Dataset items:
^^^^^^^^
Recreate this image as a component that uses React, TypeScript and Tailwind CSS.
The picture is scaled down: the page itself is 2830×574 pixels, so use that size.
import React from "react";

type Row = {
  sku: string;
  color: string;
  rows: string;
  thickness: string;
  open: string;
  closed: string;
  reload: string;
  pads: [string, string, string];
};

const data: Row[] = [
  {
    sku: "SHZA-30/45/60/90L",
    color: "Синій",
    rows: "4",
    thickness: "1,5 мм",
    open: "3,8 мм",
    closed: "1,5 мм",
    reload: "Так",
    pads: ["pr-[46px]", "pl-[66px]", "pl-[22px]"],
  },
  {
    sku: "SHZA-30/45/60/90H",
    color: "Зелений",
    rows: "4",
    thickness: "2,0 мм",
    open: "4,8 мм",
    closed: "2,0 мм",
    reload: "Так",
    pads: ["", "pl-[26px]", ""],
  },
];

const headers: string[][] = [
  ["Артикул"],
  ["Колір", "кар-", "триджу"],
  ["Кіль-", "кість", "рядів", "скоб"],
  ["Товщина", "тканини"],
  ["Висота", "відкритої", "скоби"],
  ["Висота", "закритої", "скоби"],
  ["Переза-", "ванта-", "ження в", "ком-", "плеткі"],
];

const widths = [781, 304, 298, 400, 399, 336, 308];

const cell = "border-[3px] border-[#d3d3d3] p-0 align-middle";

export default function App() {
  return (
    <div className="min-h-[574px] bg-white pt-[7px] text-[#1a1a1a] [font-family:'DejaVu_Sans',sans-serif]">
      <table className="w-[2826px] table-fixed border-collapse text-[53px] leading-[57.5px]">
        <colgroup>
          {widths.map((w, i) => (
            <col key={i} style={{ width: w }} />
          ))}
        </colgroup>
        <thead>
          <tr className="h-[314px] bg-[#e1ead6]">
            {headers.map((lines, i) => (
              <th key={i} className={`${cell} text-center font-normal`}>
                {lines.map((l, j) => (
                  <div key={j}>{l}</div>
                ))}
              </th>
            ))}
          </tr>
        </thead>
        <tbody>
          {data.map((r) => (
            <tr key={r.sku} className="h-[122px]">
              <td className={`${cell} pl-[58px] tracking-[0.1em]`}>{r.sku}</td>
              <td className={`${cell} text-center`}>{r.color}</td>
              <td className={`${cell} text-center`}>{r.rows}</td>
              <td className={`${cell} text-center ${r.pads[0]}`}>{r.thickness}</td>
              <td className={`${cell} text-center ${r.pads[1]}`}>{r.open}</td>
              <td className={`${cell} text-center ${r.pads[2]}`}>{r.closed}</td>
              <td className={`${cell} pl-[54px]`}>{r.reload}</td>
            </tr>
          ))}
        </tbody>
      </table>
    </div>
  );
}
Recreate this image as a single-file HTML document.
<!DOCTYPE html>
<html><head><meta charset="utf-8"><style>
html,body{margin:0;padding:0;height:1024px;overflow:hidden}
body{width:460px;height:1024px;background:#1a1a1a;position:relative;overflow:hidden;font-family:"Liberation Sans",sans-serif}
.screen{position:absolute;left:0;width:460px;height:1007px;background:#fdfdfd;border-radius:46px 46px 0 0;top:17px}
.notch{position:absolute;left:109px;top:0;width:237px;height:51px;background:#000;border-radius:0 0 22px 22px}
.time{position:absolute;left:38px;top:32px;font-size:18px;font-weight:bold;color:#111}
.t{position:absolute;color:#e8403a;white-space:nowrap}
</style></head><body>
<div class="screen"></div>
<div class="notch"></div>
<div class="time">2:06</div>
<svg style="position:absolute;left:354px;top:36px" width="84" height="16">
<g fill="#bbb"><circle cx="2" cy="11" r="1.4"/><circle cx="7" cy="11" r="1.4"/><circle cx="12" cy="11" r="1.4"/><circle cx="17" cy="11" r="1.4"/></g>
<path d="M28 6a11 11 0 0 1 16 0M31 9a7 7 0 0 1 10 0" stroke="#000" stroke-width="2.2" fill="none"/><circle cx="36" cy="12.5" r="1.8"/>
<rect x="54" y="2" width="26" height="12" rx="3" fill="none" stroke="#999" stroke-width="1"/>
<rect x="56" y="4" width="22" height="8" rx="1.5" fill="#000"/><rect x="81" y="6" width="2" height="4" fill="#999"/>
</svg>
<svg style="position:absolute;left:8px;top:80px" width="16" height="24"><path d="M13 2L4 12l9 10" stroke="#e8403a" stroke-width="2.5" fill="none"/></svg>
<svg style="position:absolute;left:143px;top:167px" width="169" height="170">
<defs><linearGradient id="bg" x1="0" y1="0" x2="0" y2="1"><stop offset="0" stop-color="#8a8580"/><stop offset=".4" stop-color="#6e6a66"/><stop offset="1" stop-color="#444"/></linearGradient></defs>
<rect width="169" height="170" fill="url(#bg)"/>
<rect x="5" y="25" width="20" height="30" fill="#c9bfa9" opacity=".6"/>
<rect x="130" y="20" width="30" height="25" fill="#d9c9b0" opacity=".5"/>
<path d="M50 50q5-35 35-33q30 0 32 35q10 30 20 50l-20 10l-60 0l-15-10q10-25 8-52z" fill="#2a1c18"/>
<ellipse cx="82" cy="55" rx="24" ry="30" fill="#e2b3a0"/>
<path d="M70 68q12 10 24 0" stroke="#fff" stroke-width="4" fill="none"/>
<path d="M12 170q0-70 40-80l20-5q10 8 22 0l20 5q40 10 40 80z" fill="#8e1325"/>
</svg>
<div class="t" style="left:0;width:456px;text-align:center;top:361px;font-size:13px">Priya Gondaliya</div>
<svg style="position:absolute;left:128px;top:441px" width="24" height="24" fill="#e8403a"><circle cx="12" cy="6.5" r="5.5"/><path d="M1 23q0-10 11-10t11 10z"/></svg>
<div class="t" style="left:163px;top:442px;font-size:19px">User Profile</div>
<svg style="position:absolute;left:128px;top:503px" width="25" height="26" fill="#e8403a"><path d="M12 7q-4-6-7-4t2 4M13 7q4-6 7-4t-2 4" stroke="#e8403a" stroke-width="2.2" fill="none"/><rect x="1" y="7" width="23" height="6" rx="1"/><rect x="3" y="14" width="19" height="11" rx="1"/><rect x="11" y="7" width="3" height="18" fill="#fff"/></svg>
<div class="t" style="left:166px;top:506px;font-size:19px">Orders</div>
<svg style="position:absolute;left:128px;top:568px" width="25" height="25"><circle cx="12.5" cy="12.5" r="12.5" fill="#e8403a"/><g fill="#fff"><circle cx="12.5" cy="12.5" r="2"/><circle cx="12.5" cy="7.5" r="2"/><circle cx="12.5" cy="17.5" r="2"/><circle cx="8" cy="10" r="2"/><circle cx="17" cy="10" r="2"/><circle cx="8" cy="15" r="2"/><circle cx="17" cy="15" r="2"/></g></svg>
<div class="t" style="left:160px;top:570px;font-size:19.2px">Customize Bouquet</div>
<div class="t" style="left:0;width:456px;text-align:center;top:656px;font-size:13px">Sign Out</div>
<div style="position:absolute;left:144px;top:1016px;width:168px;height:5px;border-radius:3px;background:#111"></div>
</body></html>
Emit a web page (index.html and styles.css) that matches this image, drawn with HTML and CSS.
^^^^^^^^
DIRECTIVE >> Quote in full each line from the top of the records above through the line with "const widths = [781, 304, 298, 400, 399, 336, 308];"; stop after that line.

RESULT OF THE EXERCISE >>
Recreate this image as a component that uses React, TypeScript and Tailwind CSS.
The picture is scaled down: the page itself is 2830×574 pixels, so use that size.
import React from "react";

type Row = {
  sku: string;
  color: string;
  rows: string;
  thickness: string;
  open: string;
  closed: string;
  reload: string;
  pads: [string, string, string];
};

const data: Row[] = [
  {
    sku: "SHZA-30/45/60/90L",
    color: "Синій",
    rows: "4",
    thickness: "1,5 мм",
    open: "3,8 мм",
    closed: "1,5 мм",
    reload: "Так",
    pads: ["pr-[46px]", "pl-[66px]", "pl-[22px]"],
  },
  {
    sku: "SHZA-30/45/60/90H",
    color: "Зелений",
    rows: "4",
    thickness: "2,0 мм",
    open: "4,8 мм",
    closed: "2,0 мм",
    reload: "Так",
    pads: ["", "pl-[26px]", ""],
  },
];

const headers: string[][] = [
  ["Артикул"],
  ["Колір", "кар-", "триджу"],
  ["Кіль-", "кість", "рядів", "скоб"],
  ["Товщина", "тканини"],
  ["Висота", "відкритої", "скоби"],
  ["Висота", "закритої", "скоби"],
  ["Переза-", "ванта-", "ження в", "ком-", "плеткі"],
];

const widths = [781, 304, 298, 400, 399, 336, 308];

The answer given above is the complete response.